▶ _Work required_
Copy out the whole listing exactly as written, leaving the pictures behind.

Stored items
--------------------------------
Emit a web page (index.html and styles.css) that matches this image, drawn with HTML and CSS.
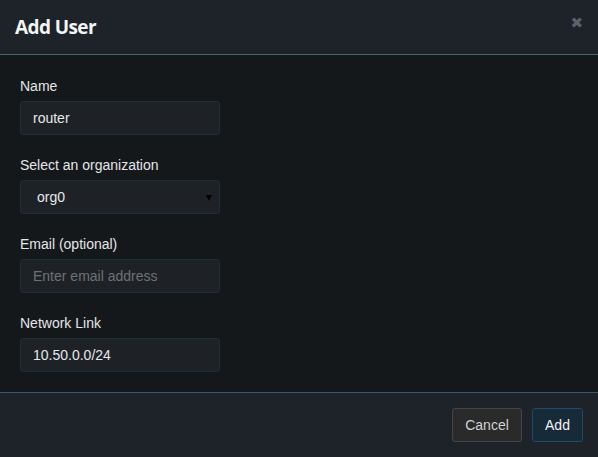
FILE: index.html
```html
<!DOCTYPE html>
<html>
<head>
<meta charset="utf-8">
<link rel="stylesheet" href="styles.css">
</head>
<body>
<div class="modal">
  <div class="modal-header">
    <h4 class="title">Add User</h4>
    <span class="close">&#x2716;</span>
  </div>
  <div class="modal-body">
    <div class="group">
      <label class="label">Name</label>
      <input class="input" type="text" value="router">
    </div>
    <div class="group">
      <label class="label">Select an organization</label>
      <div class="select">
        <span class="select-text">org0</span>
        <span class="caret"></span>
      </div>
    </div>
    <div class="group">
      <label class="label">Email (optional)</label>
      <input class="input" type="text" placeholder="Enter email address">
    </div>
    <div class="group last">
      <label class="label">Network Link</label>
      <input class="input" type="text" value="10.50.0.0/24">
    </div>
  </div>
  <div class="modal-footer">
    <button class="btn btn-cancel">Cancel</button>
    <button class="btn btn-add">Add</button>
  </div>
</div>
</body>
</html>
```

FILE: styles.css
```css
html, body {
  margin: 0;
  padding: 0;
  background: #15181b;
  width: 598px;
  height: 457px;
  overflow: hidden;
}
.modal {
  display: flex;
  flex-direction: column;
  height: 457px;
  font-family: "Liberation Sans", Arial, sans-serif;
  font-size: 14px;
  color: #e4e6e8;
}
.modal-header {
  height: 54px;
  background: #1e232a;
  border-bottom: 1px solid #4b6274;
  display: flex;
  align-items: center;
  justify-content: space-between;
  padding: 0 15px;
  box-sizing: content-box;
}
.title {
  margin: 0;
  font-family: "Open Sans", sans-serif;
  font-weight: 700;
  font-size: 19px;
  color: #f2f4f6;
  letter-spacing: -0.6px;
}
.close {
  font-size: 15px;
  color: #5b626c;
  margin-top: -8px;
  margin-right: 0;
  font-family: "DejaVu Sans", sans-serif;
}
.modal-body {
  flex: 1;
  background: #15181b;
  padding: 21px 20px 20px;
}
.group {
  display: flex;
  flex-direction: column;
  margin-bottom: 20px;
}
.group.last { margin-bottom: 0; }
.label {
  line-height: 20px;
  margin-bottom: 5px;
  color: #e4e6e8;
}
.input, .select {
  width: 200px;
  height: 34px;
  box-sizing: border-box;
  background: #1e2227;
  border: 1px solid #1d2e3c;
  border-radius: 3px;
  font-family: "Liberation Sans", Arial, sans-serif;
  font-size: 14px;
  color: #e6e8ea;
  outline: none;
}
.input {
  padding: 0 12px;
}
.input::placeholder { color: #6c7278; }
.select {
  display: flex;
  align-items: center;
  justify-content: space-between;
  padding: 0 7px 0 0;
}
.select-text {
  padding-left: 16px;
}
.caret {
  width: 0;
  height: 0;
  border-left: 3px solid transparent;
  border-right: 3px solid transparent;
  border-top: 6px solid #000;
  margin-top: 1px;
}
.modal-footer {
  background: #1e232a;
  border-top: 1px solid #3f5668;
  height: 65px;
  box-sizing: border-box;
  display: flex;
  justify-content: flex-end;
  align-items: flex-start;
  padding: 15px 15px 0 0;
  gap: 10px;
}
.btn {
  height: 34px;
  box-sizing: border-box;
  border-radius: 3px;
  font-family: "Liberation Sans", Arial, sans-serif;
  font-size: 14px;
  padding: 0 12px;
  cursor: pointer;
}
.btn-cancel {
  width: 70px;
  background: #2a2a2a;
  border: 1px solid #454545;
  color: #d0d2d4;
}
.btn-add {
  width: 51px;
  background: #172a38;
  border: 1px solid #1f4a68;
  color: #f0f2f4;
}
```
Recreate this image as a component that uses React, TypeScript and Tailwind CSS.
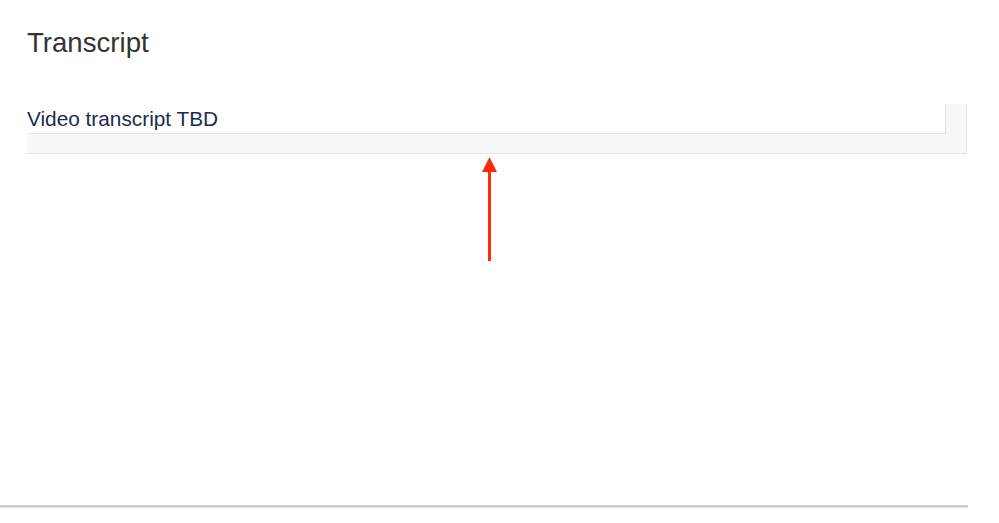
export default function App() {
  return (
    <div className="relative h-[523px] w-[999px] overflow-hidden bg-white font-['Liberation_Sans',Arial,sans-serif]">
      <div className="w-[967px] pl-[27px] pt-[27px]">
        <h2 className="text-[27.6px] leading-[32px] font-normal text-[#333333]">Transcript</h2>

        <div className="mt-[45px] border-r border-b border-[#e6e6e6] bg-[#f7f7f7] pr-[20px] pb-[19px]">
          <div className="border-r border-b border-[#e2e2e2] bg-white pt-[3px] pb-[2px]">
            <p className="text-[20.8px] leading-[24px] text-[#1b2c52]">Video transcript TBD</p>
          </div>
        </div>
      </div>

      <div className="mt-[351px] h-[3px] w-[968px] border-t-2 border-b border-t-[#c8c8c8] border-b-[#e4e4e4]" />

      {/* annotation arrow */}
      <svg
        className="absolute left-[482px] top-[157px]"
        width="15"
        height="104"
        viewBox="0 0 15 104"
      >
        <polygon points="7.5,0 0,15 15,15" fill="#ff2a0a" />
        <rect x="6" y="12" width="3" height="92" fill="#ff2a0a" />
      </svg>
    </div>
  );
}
--------------------------------
▶ _Problem solution_
Emit a web page (index.html and styles.css) that matches this image, drawn with HTML and CSS.
FILE: index.html
```html
<!DOCTYPE html>
<html>
<head>
<meta charset="utf-8">
<link rel="stylesheet" href="styles.css">
</head>
<body>
<div class="modal">
  <div class="modal-header">
    <h4 class="title">Add User</h4>
    <span class="close">&#x2716;</span>
  </div>
  <div class="modal-body">
    <div class="group">
      <label class="label">Name</label>
      <input class="input" type="text" value="router">
    </div>
    <div class="group">
      <label class="label">Select an organization</label>
      <div class="select">
        <span class="select-text">org0</span>
        <span class="caret"></span>
      </div>
    </div>
    <div class="group">
      <label class="label">Email (optional)</label>
      <input class="input" type="text" placeholder="Enter email address">
    </div>
    <div class="group last">
      <label class="label">Network Link</label>
      <input class="input" type="text" value="10.50.0.0/24">
    </div>
  </div>
  <div class="modal-footer">
    <button class="btn btn-cancel">Cancel</button>
    <button class="btn btn-add">Add</button>
  </div>
</div>
</body>
</html>
```

FILE: styles.css
```css
html, body {
  margin: 0;
  padding: 0;
  background: #15181b;
  width: 598px;
  height: 457px;
  overflow: hidden;
}
.modal {
  display: flex;
  flex-direction: column;
  height: 457px;
  font-family: "Liberation Sans", Arial, sans-serif;
  font-size: 14px;
  color: #e4e6e8;
}
.modal-header {
  height: 54px;
  background: #1e232a;
  border-bottom: 1px solid #4b6274;
  display: flex;
  align-items: center;
  justify-content: space-between;
  padding: 0 15px;
  box-sizing: content-box;
}
.title {
  margin: 0;
  font-family: "Open Sans", sans-serif;
  font-weight: 700;
  font-size: 19px;
  color: #f2f4f6;
  letter-spacing: -0.6px;
}
.close {
  font-size: 15px;
  color: #5b626c;
  margin-top: -8px;
  margin-right: 0;
  font-family: "DejaVu Sans", sans-serif;
}
.modal-body {
  flex: 1;
  background: #15181b;
  padding: 21px 20px 20px;
}
.group {
  display: flex;
  flex-direction: column;
  margin-bottom: 20px;
}
.group.last { margin-bottom: 0; }
.label {
  line-height: 20px;
  margin-bottom: 5px;
  color: #e4e6e8;
}
.input, .select {
  width: 200px;
  height: 34px;
  box-sizing: border-box;
  background: #1e2227;
  border: 1px solid #1d2e3c;
  border-radius: 3px;
  font-family: "Liberation Sans", Arial, sans-serif;
  font-size: 14px;
  color: #e6e8ea;
  outline: none;
}
.input {
  padding: 0 12px;
}
.input::placeholder { color: #6c7278; }
.select {
  display: flex;
  align-items: center;
  justify-content: space-between;
  padding: 0 7px 0 0;
}
.select-text {
  padding-left: 16px;
}
.caret {
  width: 0;
  height: 0;
  border-left: 3px solid transparent;
  border-right: 3px solid transparent;
  border-top: 6px solid #000;
  margin-top: 1px;
}
.modal-footer {
  background: #1e232a;
  border-top: 1px solid #3f5668;
  height: 65px;
  box-sizing: border-box;
  display: flex;
  justify-content: flex-end;
  align-items: flex-start;
  padding: 15px 15px 0 0;
  gap: 10px;
}
.btn {
  height: 34px;
  box-sizing: border-box;
  border-radius: 3px;
  font-family: "Liberation Sans", Arial, sans-serif;
  font-size: 14px;
  padding: 0 12px;
  cursor: pointer;
}
.btn-cancel {
  width: 70px;
  background: #2a2a2a;
  border: 1px solid #454545;
  color: #d0d2d4;
}
.btn-add {
  width: 51px;
  background: #172a38;
  border: 1px solid #1f4a68;
  color: #f0f2f4;
}
```
Recreate this image as a component that uses React, TypeScript and Tailwind CSS.
export default function App() {
  return (
    <div className="relative h-[523px] w-[999px] overflow-hidden bg-white font-['Liberation_Sans',Arial,sans-serif]">
      <div className="w-[967px] pl-[27px] pt-[27px]">
        <h2 className="text-[27.6px] leading-[32px] font-normal text-[#333333]">Transcript</h2>

        <div className="mt-[45px] border-r border-b border-[#e6e6e6] bg-[#f7f7f7] pr-[20px] pb-[19px]">
          <div className="border-r border-b border-[#e2e2e2] bg-white pt-[3px] pb-[2px]">
            <p className="text-[20.8px] leading-[24px] text-[#1b2c52]">Video transcript TBD</p>
          </div>
        </div>
      </div>

      <div className="mt-[351px] h-[3px] w-[968px] border-t-2 border-b border-t-[#c8c8c8] border-b-[#e4e4e4]" />

      {/* annotation arrow */}
      <svg
        className="absolute left-[482px] top-[157px]"
        width="15"
        height="104"
        viewBox="0 0 15 104"
      >
        <polygon points="7.5,0 0,15 15,15" fill="#ff2a0a" />
        <rect x="6" y="12" width="3" height="92" fill="#ff2a0a" />
      </svg>
    </div>
  );
}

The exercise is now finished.